A less extreme example of this that immediately comes to mind is the dilemma of eating fried chicken in public. While we all live in an era where multinational corporations serve fried chicken to people of all races and creeds, I ask in all seriousness, What is the first thing you think of when you see a brother or sister thoroughly enjoying three piece meal? Right.

And the thing is, it doesn't matter if you are the teenage welfare mother, the CEO of AOL-Time Warner, a first team All NBA shooting guard, or the deacon of Abssynian First memorial Ebenezer Baptist on Butte Street: The moment you get caught mid bite with a mouthful of fried deliciousness, You'sa Bamma.

Brother Lightness touched on this issue when he spoke to his ontological crisis on grills; Ralph Ellison articulates this whole dilemma way better than I ever could as well. His essays "The Little Man in Chehaw Station" as well as "What Would America be Like Without Blacks" do a lot in terms of trying to explore the relationship of black culture to larger society.

Brother Afrocan said...

Great points tallness. Its good you bring out the distinction between what i like to call negative stereotypes and non-negative (bamma?) stereotypes.

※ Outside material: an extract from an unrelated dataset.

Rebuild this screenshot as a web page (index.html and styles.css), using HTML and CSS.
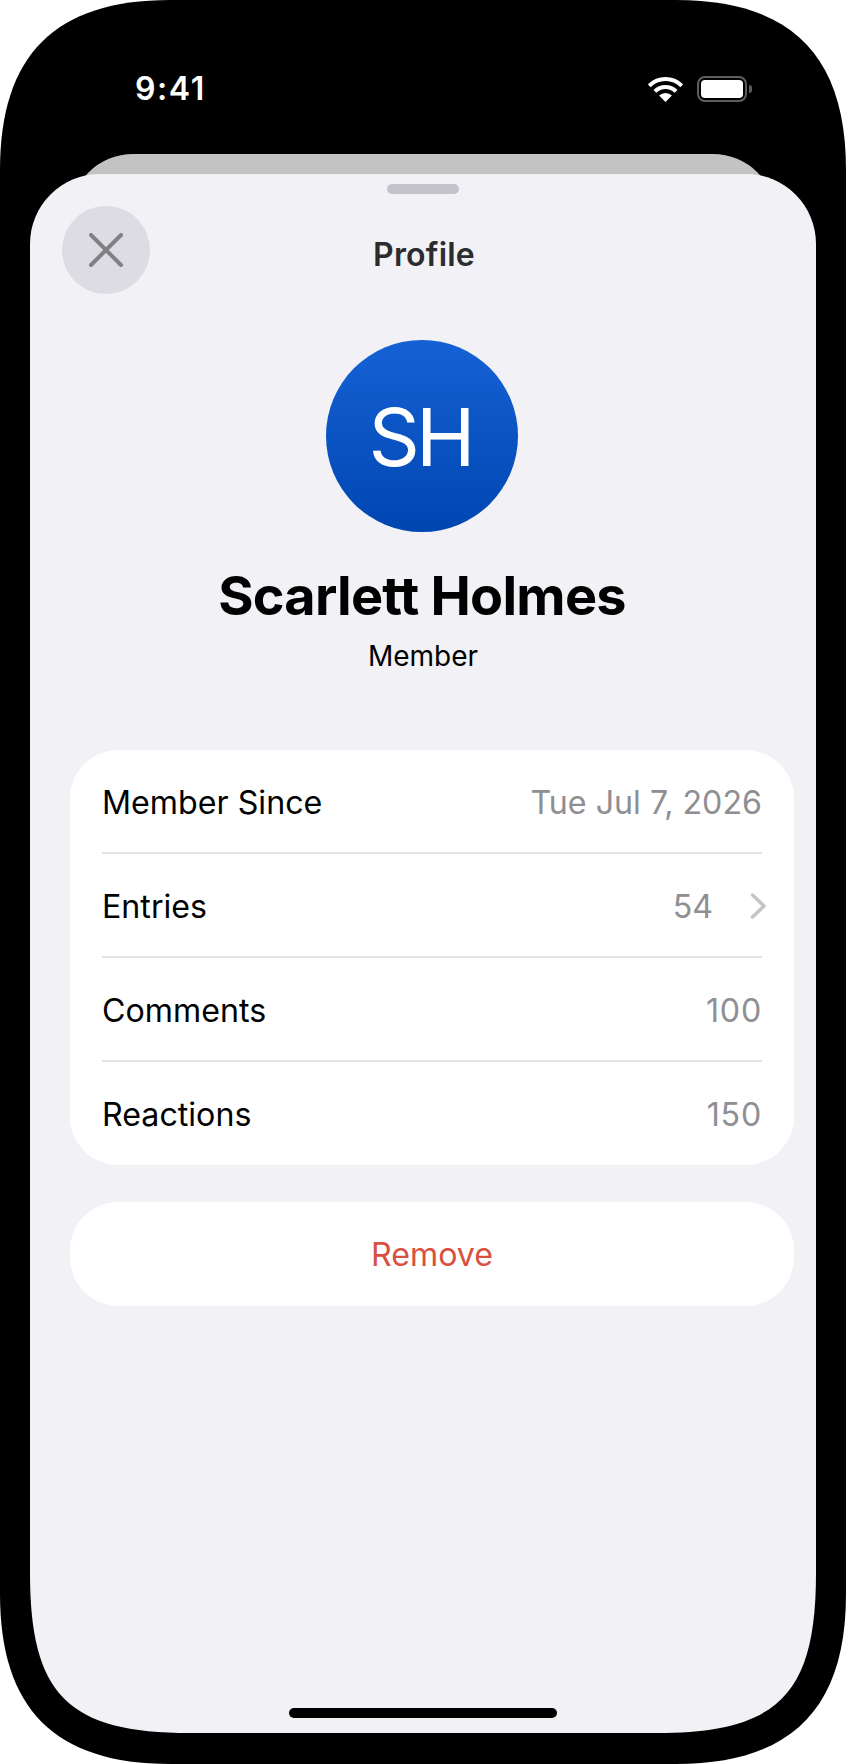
FILE: index.html
```html
<!DOCTYPE html>
<html lang="en">
<head>
<meta charset="utf-8">
<title>Profile</title>
<link rel="stylesheet" href="styles.css">
</head>
<body>
<div class="phone">
  <div class="status">
    <span class="time">9:41</span>
    <div class="status-icons">
      <svg class="wifi" viewBox="0 0 35 25" aria-hidden="true">
        <path class="wifi-arc" d="M1.24 8.74A23 23 0 0 1 33.76 8.74"/>
        <path class="wifi-arc" d="M6.9 14.4A15 15 0 0 1 28.1 14.4"/>
        <path class="wifi-dot" d="M17.5 25L11.1 18.6A9 9 0 0 1 23.9 18.6Z"/>
      </svg>
      <div class="battery"><div class="battery-fill"></div></div>
      <div class="battery-nub"></div>
    </div>
  </div>
  <div class="back-card"></div>
  <main class="sheet">
    <div class="handle"></div>
    <header class="topbar">
      <button class="close" aria-label="Close">
        <svg class="close-icon" viewBox="0 0 34 34" aria-hidden="true"><path d="M2 2L32 32M32 2L2 32"/></svg>
      </button>
      <h1 class="title">Profile</h1>
    </header>
    <section class="identity">
      <div class="avatar">SH</div>
      <h2 class="name">Scarlett Holmes</h2>
      <p class="role">Member</p>
    </section>
    <section class="card stats">
      <div class="row"><span>Member Since</span><span class="value">Tue Jul 7, 2026</span></div>
      <div class="row"><span>Entries</span><span class="value">54<svg class="chevron" viewBox="0 0 16 26" aria-hidden="true"><path d="M2.5 2L14 13L2.5 24"/></svg></span></div>
      <div class="row"><span>Comments</span><span class="value count">100</span></div>
      <div class="row"><span>Reactions</span><span class="value count">150</span></div>
    </section>
    <button class="card remove">Remove</button>
    <div class="home-bar"></div>
  </main>
</div>
</body>
</html>
```

FILE: styles.css
```css
* { box-sizing: border-box; }
html, body { margin: 0; padding: 0; background: #fff; }
body { font-family: Inter, "Liberation Sans", sans-serif; font-variant-ligatures: none; font-feature-settings: "calt" 0; }
h1, h2, p { margin: 0; font-weight: inherit; }
button { font: inherit; border: 0; padding: 0; }

.phone {
  position: relative;
  width: 846px;
  height: 1764px;
  background: #000;
  clip-path: path("M0 170C0 55 55 0 170 0H676C791 0 846 55 846 170V1594C846 1709 791 1764 676 1764H170C55 1764 0 1709 0 1594Z");
  display: flex;
  flex-direction: column;
  overflow: hidden;
}

.status {
  height: 174px;
  flex: none;
  display: flex;
  align-items: flex-start;
  justify-content: space-between;
  padding: 69px 94px 0 135px;
  color: #fff;
}
.time { font-size: 32px; line-height: 39px; font-weight: 600; letter-spacing: 1.6px; }
.status-icons { display: flex; align-items: center; margin-top: 7px; }
.wifi { width: 35px; height: 25px; margin-right: 14px; }
.wifi-arc { fill: none; stroke: #fff; stroke-width: 4; }
.wifi-dot { fill: #fff; }
.battery {
  width: 50px;
  height: 26px;
  border: 2px solid #5d5d5f;
  border-radius: 8px;
  padding: 2px;
}
.battery-fill { width: 100%; height: 100%; background: #fff; border-radius: 4px; }
.battery-nub { width: 3px; height: 8px; margin-left: 2px; background: #5d5d5f; border-radius: 0 3px 3px 0; }

.back-card {
  position: absolute;
  left: 70px;
  top: 154px;
  width: 706px;
  height: 120px;
  background: #c3c3c3;
  border-radius: 63px 63px 0 0;
}

.sheet {
  position: relative;
  flex: none;
  width: 786px;
  height: 1559px;
  margin-left: 30px;
  background: #f1f1f6;
  clip-path: path("M0 70A70 70 0 0 1 70 0H716A70 70 0 0 1 786 70V1399C786 1521 748 1559 626 1559H160C38 1559 0 1521 0 1399Z");
  display: flex;
  flex-direction: column;
  align-items: center;
}
.handle { width: 72px; height: 10px; margin-top: 10px; border-radius: 5px; background: #c3c3c9; flex: none; }

.topbar {
  align-self: stretch;
  display: grid;
  grid-template-columns: 88px 1fr 88px;
  align-items: center;
  padding: 0 32px;
  margin-top: 12px;
}
.close {
  width: 88px;
  height: 88px;
  border-radius: 50%;
  background: #dcdce2;
  display: flex;
  align-items: center;
  justify-content: center;
}
.close-icon { width: 34px; height: 34px; }
.close-icon path { fill: none; stroke: #808085; stroke-width: 4; stroke-linecap: round; }
.title { text-align: center; font-size: 32px; line-height: 36px; font-weight: 600; color: #2c2c2e; padding: 10px 0 0 2px; letter-spacing: 0.2px; }

.identity { display: flex; flex-direction: column; align-items: center; margin-top: 46px; }
.avatar {
  width: 192px;
  height: 192px;
  margin-right: 2px;
  padding-right: 4px;
  border-radius: 50%;
  background: linear-gradient(180deg, #1561d5, #0046b1);
  color: #fff;
  font-size: 80px;
  font-weight: 400;
  letter-spacing: -4px;
  display: flex;
  align-items: center;
  justify-content: center;
}
.name { margin-top: 32px; margin-right: 2px; font-size: 54px; line-height: 64px; font-weight: 700; color: #000; letter-spacing: -0.75px; }
.role { margin-top: 11px; font-size: 28px; line-height: 34px; color: #000; }

.card {
  width: 724px;
  margin-left: 40px;
  margin-right: 22px;
  background: #fff;
  border-radius: 48px;
  flex: none;
}
.stats {
  margin-top: 77px;
  height: 415px;
  padding: 0 32px;
  display: grid;
  grid-template-rows: 104px 104px 104px 103px;
}
.row {
  display: flex;
  align-items: center;
  justify-content: space-between;
  padding-top: 2px;
  font-size: 32.2px;
  color: #000;
  border-bottom: 2px solid #e3e3e6;
}
.row:last-child { border-bottom: 0; }
.value { color: #8e8e93; display: flex; align-items: center; }
.count { letter-spacing: 0.8px; }
.chevron { width: 16px; height: 26px; margin-left: 37px; margin-right: -4px; }
.chevron path { fill: none; stroke: #c4c4c7; stroke-width: 3.5; stroke-linecap: round; stroke-linejoin: round; }

.remove {
  display: block;
  margin-top: 37px;
  height: 104px;
  font-size: 32.2px;
  color: #d9503f;
  text-align: center;
}

.home-bar { width: 268px; height: 10px; margin-top: auto; margin-bottom: 15px; border-radius: 5px; background: #000; flex: none; }
```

Negative stereotypes would be- the unemployed, rock slinging, childsupport fugitive. Non-negative would be the watermelon and fried chicken eating blackman. However, it does raise the question whether you can truly claim there is a distinction between the two. Is there such a thing as 'harmless' stereotypes? And do the harmless stereotypes, like seeing a black person eating a watermelon, serve as confirmation that the other negative stereotypes are true?